La suspension arrête temporairement le cours de la prescription sans effacer le délai déjà écoulé (Art.2230). Parmi les causes de suspension de la prescription, on trouve notamment :

  • l’impossibilité d’agir par suite d’un empêchement résultant de la loi, de la convention ou de la force majeure. » (Art.2264)3 ;
  • le fait d’être mineur non-émancipé ou majeur sous tutelle, sauf s’agissant de certaines actions (art.2235) ;
  • le recours à la médiation ou à la conciliation (Art.2238) ;
  1. L’interruption

Au contraire de la suspension, l’interruption « efface le délai de prescription acquis. Elle fait courir un nouveau délai de même durée que l’ancien. » (Art.2231)

Parmi les principales causes d’interruption, on compte notamment :

  • « La reconnaissance par le débiteur du droit de celui contre lequel il prescrivait » (art.2240).
  • la demande en justice, même si la juridiction est incompétente (ex : Civ.2, 19 février 2015, n°13-26.682) ou qu’il y a un vice de procédure (Art.2241).

L’effet

Une fois que la prescription extinctive est acquise, le débiteur de l’obligation en est libéré. Toutefois, la prescription ne peut pas être soulevée d’office par le juge (Art.2247). L’obligation peut revivre si le débiteur le veut.
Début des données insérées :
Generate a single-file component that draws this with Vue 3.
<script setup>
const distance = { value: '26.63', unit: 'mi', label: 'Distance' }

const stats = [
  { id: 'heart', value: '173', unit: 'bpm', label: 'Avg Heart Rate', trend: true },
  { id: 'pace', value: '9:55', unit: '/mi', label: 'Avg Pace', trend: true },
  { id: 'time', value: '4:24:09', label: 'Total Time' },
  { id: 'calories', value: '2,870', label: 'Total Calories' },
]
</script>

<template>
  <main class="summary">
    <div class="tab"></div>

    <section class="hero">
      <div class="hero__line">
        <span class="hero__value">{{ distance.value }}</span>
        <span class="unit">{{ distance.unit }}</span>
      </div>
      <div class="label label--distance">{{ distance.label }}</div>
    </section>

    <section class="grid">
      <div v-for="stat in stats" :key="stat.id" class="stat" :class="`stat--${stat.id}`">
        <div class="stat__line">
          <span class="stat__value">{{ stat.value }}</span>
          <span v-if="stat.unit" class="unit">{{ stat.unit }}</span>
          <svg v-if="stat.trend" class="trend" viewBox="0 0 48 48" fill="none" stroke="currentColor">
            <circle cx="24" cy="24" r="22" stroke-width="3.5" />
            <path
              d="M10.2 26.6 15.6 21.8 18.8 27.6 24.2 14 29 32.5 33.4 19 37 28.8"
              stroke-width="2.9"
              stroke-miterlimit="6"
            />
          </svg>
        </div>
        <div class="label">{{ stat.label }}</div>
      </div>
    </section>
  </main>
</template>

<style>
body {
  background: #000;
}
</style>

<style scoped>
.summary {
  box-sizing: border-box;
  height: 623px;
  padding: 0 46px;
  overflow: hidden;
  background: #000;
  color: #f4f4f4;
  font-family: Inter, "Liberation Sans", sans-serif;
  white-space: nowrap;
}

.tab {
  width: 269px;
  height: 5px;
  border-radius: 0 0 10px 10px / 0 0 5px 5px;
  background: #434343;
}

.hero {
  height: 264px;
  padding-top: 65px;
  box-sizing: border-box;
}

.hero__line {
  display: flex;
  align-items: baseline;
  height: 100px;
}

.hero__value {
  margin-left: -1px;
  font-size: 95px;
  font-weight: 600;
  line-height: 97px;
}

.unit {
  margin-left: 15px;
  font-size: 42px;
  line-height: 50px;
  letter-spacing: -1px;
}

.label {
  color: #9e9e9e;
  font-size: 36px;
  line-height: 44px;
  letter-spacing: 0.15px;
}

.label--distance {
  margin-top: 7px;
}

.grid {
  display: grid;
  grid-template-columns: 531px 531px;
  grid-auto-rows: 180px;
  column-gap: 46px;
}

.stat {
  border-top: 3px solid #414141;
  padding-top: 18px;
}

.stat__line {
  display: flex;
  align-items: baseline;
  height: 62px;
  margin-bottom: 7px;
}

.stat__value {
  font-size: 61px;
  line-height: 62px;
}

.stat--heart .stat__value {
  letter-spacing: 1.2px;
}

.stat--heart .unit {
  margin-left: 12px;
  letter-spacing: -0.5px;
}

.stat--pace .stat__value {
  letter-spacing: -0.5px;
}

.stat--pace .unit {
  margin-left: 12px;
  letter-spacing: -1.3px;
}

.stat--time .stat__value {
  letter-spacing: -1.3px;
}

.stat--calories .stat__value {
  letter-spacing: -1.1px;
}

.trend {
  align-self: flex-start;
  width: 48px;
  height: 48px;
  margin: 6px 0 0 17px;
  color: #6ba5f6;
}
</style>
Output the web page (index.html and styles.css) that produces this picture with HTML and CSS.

L’obligation prescrite reste « naturelle » au sens où, si le débiteur l’honore, il ne pourra pas en demander la restitution.

La personne qui bénéficie de la prescription peut en effet renoncer à son bénéfice, mais seulement si elle est acquise (Art.2250).

1 Sur un exemple d’application : Civ.2, 3 mars 2016, n°15-13.747,

2 J-F Weber, « Pour un droit de la prescription moderne et cohérent », Rapport Sénat, n°338, 2006-2007

3 La Cour de cassation décidait déjà que « la prescription ne court pas contre celui qui est dans l’impossibilité absolue d’agir par suite d’un empêchement quelconque résultant soit de la loi, soit de la convention ou de la force majeure » (Civ.1, 22 décembre 1959 59-10.037). On peut se demander si l’article 2233 n’est pas une application spécifique de ce principe général (et donc un article un peu superflu).